Jam? Jam? With the meat? Are you serious? Jam?
Yes, jam. Trust me. It just works. It’s divine.
Älgfärsbiffar med Lingonsylt - Elk Steakettes with Lingonberry Jam
Note – make the lingonberry jam first, and well in advance, so that it has time to cool down adequately before you make and serve the biffar.
For the Biffar
- 500g minced elk meat
- 2 tsp onion powder
- 1 tsp garlic powder
- 1 tsp dried thyme
- salt and black pepper
- 1 egg, beaten
- coconut oil
- coconut flour
- Place the mince in a large mixing bowl. Add the onion powder, garlic powder, dried thyme, and salt and black pepper to taste. Mix thoroughly by hand. Put in the fridge for an hour or so to let the flavours develop.
- Remove the meat from the fridge, and allow to come up to room temperature. Add the beaten egg, and mix thoroughly by hand.
- Form the biffar. Place some coconut flour in a shallow bowl, breaking up any lumps with a fork. Take an amount of the meat mixture that is slightly larger than a golf ball, but not as big as a tennis ball. Gently squeeze to force out any air pockets, and then flatten out into an even disk shape about as thick as the tip of your little finger. Roll in the coconut flour to coat, shaking off any excess. Set aside. Repeat for the rest of the meat mixture – you should get 9 or 10 biffar.
- Heat about 3 tbsp of coconut oil in a non-stick frying pan over medium heat. Fry the biffar in batches, taking care not to crowd the pan. Fry for 3 minutes a side. Serve immediately, with a splash of the lingonberry jam. Traditionally potatoes would also be served, either mashed or boiled. Cauliflower mash or just plain steamed cauliflower would make a perfect Paleo alternative.
For the Lingonberry Jam
- 250g frozen lingonberries
- 2 tbsp honey
- about 4 tablespoons of water
- Place the water and the lingonberries in a small saucepan. Bring up to a boil, and then drop to a very low simmer.
- Add the honey, and stir well. Continue to cook, stirring often, until the lingonberries have broken down, and you have a jam-like consistency. This should take about half an hour or so.
- Remove the saucepan from the heat. Place somewhere cool. Ideally, the jam should be slightly below room temperature when serving.
Elk meat is very low in fat, and so has a tendency to dry out if you’re not careful. In terms of these types of biffar, that can also mean that they are somewhat prone to breaking apart during cooking. This is why I used onion and garlic powders in the mixture, chopped garlic and onion, however fine, might have encouraged the mixture to break up during the frying process.

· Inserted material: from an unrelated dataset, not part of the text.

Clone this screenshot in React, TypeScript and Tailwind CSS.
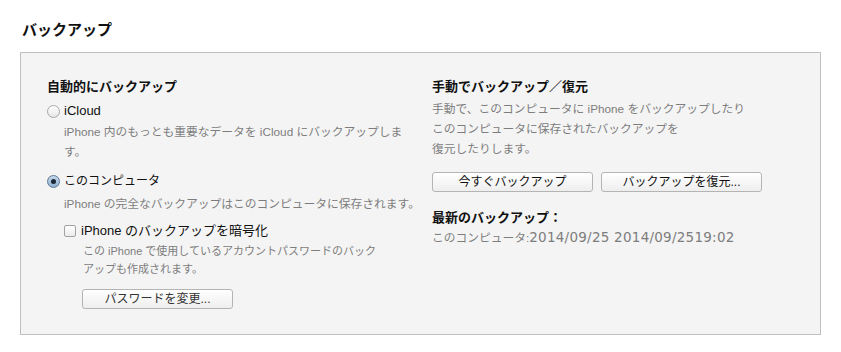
const font = "font-['Liberation_Sans','Noto_Sans_CJK_JP',sans-serif]";

function Radio({ checked }: { checked?: boolean }) {
  if (checked) {
    return (
      <span className="flex h-[13px] w-[13px] shrink-0 items-center justify-center rounded-full border border-[#5d7894] bg-gradient-to-b from-[#c6d8ea] to-[#8fb0d2]">
        <span className="h-[5px] w-[5px] rounded-full bg-[#1c2736]" />
      </span>
    );
  }
  return (
    <span className="h-[13px] w-[13px] shrink-0 rounded-full border border-[#a8a8a8] bg-gradient-to-b from-white to-[#e6e6e6]" />
  );
}

function Button({ children, className = "" }: { children: React.ReactNode; className?: string }) {
  return (
    <button
      type="button"
      className={`flex h-[20px] items-center justify-center rounded-[3px] border border-[#b4b4b4] bg-gradient-to-b from-white to-[#eeeeee] text-[12px] leading-none text-[#111] ${className}`}
    >
      {children}
    </button>
  );
}

export default function App() {
  return (
    <main className={`min-h-[352px] w-[841px] bg-white px-5 pt-[20px] ${font}`}>
      <h1 className="pl-[2px] text-[15px] font-bold leading-[20px] text-[#111]">バックアップ</h1>

      <section className="mt-[12px] grid h-[283px] grid-cols-[385px_1fr] border border-[#bfbfbf] bg-[#f4f4f4] pl-[26px] pt-[24px]">
        <div className="flex flex-col">
          <h2 className="text-[13px] font-bold leading-[20px] text-[#111]">自動的にバックアップ</h2>

          <label className="mt-[4px] flex h-[20px] items-center gap-[4px] text-[13px] text-[#111]">
            <Radio />
            iCloud
          </label>
          <p className="mt-[1px] whitespace-nowrap pl-[17px] text-[11.75px] leading-[20px] text-[#7d7d7d]">
            iPhone 内のもっとも重要なデータを iCloud にバックアップしま
            <br />
            す。
          </p>

          <label className="mt-[9px] flex h-[20px] items-center gap-[4px] text-[12px] text-[#111]">
            <Radio checked />
            このコンピュータ
          </label>
          <p className="mt-[3px] whitespace-nowrap pl-[17px] text-[11.75px] leading-[20px] text-[#7d7d7d]">
            iPhone の完全なバックアップはこのコンピュータに保存されます。
          </p>

          <label className="mt-[7px] flex h-[20px] items-center gap-[5px] pl-[17px] text-[13px] text-[#111]">
            <span className="h-[12px] w-[12px] shrink-0 rounded-[2px] border border-[#a3a3a3] bg-gradient-to-b from-white to-[#ececec]" />
            iPhone のバックアップを暗号化
          </label>
          <p className="mt-[1px] whitespace-nowrap pl-[36px] text-[11px] leading-[18px] text-[#7d7d7d]">
            この iPhone で使用しているアカウントパスワードのバック
            <br />
            アップも作成されます。
          </p>

          <div className="mt-[11px] pl-[35px]">
            <Button className="w-[151px] text-[#333]">パスワードを変更...</Button>
          </div>
        </div>

        <div className="flex flex-col">
          <h2 className="text-[13px] font-bold leading-[20px] text-[#111]">手動でバックアップ／復元</h2>
          <p className="mt-[2px] whitespace-nowrap text-[11.75px] leading-[20px] text-[#7d7d7d]">
            手動で、このコンピュータに iPhone をバックアップしたり
            <br />
            このコンピュータに保存されたバックアップを
            <br />
            復元したりします。
          </p>

          <div className="mt-[13px] flex gap-[8px]">
            <Button className="w-[161px]">今すぐバックアップ</Button>
            <Button className="w-[161px]">バックアップを復元...</Button>
          </div>

          <h3 className="mt-[16px] text-[13px] font-bold leading-[20px] text-[#111]">最新のバックアップ：</h3>
          <p className="h-[20px] whitespace-nowrap text-[11.75px] leading-[20px] text-[#7d7d7d]">
            このコンピュータ:
            <span className="font-['DejaVu_Sans',sans-serif] text-[13.5px] leading-none tracking-[0.25px]">
              2014/09/25 2014/09/2519:02
            </span>
          </p>
        </div>
      </section>
    </main>
  );
}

This is traditionally overcome by adding about 2dl full-fat cream to the mixture, which then of course means that something else has to be added to compensate for the adverse effect the cream will have on the texture. Breadcrumbs are usually used for this.
Seeing as both cream and breadcrumbs are out for Paleo people, I decided to see if I could get away without them. I did, just. The meat itself was not too dry texture-wise, and the biffar held together, but I had the feeling that given even another minute in the pan, that would not have been the case.
Working backwards, almond flour could replace the breadcrumbs, but it’s going to be potentially tricky to find something that can moisten the mixture, but not overpower the delicately gamey flavour of the elk, as for example coconut cream would do. Perhaps another animal fat, a small amount of beef dripping or lard, for example. Using the onion and garlic puréed in a very small amount of almond milk is something I might experiment with, also.
Something else that will also probably find its way into the Mk. II version will be some very finely chopped, minced, or even puréed juniper berries.
It’s also usual to make a quick sauce with the fond left in the pan after frying the biffar. This often makes use of cream and other non-Paleo ingredients, so I’ve skipped it for now. Another work in progress, as you might say.